Post by princessleia on Sept 22, 2015 6:49:43 GMT -5
I had precious metals stored with a company and say I plonked down $25K buying it from the company and then I had them stored with the company. The company declared bankruptcy (there were very little precious metals in their vault). Anyway, I am listed as a creditor in the bankruptcy with a claim of say, $15K. How do I treat my losses on my tax returns? Some issues are:-
1. The initial loss of $10K from what I plonked down and the claim. Capital loss? But then I did not sell it. Will it be casualty losses? To me. bankruptcy is a casualty event but I do not see it being defined in IRS publication.
2. I do not know what I will get after bankruptcy. I do not have much hope. So, say I get only $1K. What then?
Appreciate all input from the tax accountants tax pros.
Adding a bit to Rangerj's answer, you would be looking at a capital loss of $24K ($25K investment less $1K distribution by the bankruptcy trustee).
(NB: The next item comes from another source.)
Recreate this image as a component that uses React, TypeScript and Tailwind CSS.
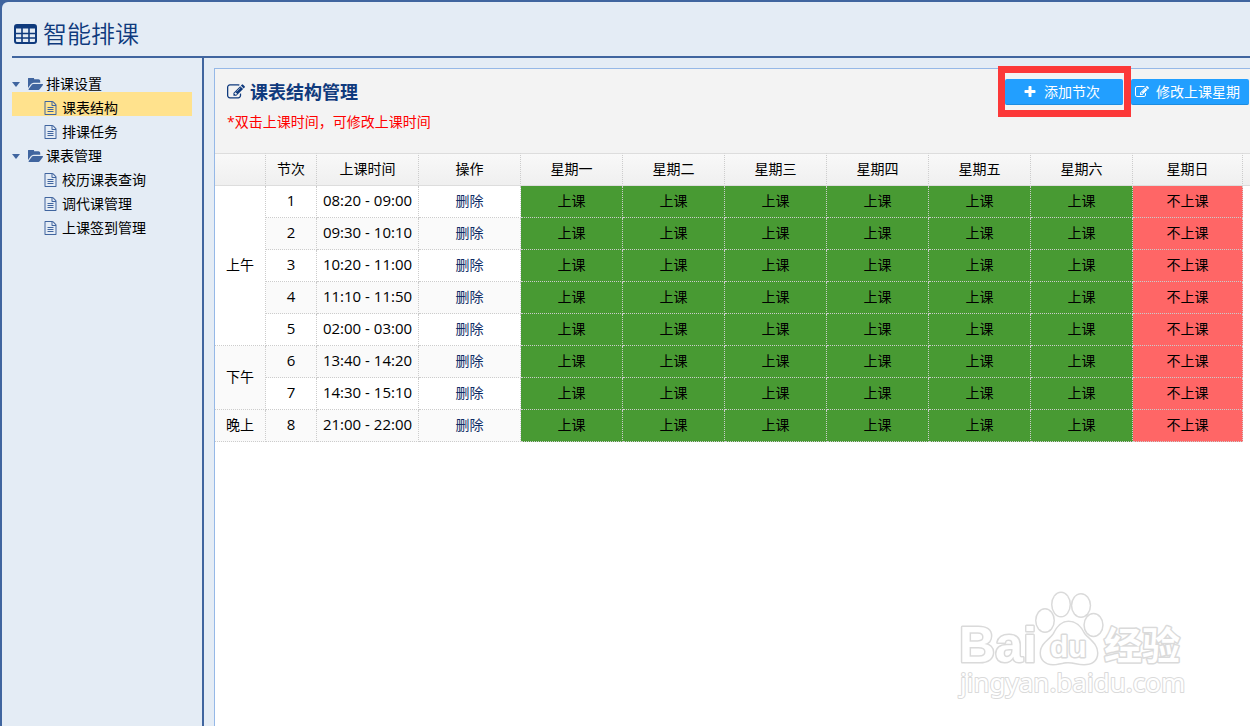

Assuming its all a long-term loss, you can count the loss against any capital gains you have, and up to $3K each year against ordinary income. If there is any amount remaining, the remaining loss is carried forward to future years. The same treatment (counted against capital gains and up to $3K of other income) is repeated each year until the carry forward is used up.
If it is determined that fraud/theft, etc. is involved, you may qualify to claim the loss as a theft loss. Theft losses are treated the same as casualty losses for tax purposes. Because of restrictions (must itemize, must reduce by $100, can only claim amount in excess of 10% of AGI), casualty and theft losses are often not the most favorable deductions.